Primarily, it’s a question of artificial difficulty. There’s a real mismatch in Capes between what you’re capable of and what the game wants you to do, especially in its optional objectives. My run through the game on Normal was punctuated by huge waves of enemy reinforcements before I had any meaningful crowd-control abilities, stealth levels where I was routinely detected from all the way across the map, and boss fights with absolutely cracked damage output, all found in a game where you don’t get a real support character until roughly two-thirds of the way through. It does get better as you get more and weirder heroes on your roster, and you can pull off some truly decadent strategies in the mid-game, but the first couple of hours in Capes are a steep climb.

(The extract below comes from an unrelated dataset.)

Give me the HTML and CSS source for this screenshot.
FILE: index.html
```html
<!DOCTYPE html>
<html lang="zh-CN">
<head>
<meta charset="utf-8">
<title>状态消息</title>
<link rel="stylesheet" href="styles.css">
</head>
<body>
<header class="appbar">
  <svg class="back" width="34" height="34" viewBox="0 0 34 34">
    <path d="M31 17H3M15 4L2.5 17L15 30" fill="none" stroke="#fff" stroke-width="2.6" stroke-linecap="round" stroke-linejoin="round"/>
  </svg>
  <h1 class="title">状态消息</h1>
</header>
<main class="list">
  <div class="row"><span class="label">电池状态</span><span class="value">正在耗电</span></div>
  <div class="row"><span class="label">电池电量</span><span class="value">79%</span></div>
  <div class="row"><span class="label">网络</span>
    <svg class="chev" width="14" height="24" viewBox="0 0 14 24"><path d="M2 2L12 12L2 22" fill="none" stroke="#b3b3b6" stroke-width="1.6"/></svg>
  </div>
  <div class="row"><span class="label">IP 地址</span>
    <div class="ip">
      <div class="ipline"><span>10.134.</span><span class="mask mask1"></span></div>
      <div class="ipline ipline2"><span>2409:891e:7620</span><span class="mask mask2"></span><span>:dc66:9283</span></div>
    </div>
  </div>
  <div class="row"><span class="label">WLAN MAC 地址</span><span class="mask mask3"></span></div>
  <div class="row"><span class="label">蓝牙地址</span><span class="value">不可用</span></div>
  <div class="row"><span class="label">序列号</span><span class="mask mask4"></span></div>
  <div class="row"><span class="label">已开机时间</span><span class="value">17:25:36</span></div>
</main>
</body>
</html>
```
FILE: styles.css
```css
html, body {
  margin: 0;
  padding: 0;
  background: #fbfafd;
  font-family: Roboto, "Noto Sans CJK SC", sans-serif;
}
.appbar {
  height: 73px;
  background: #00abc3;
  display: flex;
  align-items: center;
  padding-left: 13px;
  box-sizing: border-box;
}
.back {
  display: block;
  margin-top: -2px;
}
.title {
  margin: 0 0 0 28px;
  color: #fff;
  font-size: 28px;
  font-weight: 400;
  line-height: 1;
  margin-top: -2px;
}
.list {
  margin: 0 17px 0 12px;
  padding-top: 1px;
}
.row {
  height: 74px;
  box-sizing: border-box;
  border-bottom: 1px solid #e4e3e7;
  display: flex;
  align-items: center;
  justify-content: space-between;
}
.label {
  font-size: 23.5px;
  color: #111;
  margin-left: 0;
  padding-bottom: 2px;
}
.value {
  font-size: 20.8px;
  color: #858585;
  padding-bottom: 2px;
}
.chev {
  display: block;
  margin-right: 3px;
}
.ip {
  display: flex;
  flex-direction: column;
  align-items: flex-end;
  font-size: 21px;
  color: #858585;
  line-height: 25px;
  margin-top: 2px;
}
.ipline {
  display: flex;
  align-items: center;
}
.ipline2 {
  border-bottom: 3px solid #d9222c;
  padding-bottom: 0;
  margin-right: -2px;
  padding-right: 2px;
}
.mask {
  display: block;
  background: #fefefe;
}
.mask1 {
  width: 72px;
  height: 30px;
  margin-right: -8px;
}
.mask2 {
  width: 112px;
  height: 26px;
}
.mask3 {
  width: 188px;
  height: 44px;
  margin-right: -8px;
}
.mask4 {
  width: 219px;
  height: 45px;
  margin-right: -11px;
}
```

However, while I was writing this column, I discovered that most of my issues with Capes have been specifically addressed in a new patch that’s already out on Steam. It includes a couple of new difficulty levels, reshuffled objectives, a badly needed revamp to how stealth works, and specific tweaks to almost every mission. It’s one of the most sweeping reinventions of a released game that I’ve seen since No Man’s Sky, and I’m looking forward to seeing how Capes plays once that patch has been released for consoles.
Before I knew about the patch, I was going to say that I wanted to like Capes more than I did. It was clearly made for huge comic-book dorks by huge comic-book dorks, and as one of those dorks, it couldn’t help but hit me where I live.
There were two things that jumped out at me from the start. The first is that Capes isn’t a deliberate analogue for another universe. There are a lot of indie superhero comics that start with ersatz versions of the Justice League and/or Avengers – Invincible, The Boys, the first issue of Planetary, Gail Simone’s Leaving Megalopolis, etc – but Capes’ developers resisted that impulse. There are a few character parallels I could draw, but that has more to do with the flooded state of the genre than anything specific to Capes.
The second comes from Capes’ central conflict, which can be taken as an interesting metaphor for the evolution of the genre. Doctrine in particular is drawn to resemble an early Wildstorm character who’s gone to seed; picture John Lynch or Grifter after a decade-long whiskey bender.
From the start of the game, Doctrine wants the “Capes” to essentially be a paramilitary strike force in tights. He tries to dress it up with pragmatism, but Doctrine’s only real plan is to burn everything down and hope it leads to something better. There’s a real ‘90s sense of nihilism baked directly into the character.
Conversely, none of Doctrine’s pan-racial coalition of Capes are as ruthless or obedient as he wants them to be. Some are happy to wreck things, particularly Rebound, but most are some kind of idealist; they’ve got principles and they’re trying to figure out what might happen when and if they win. It parallels a lot of conversations I’ve seen and had about what superheroes actually stand for right now, by way of exploring a generational gap between eras of the medium.
That in turn makes Capes into a story that has some real resonance, especially on this particular week, where an old man’s inflexibility and cynicism is consistently a bigger problem than young people’s idealism and inexperience. In Capes, the kids are alright. It’s the adults who are the problem.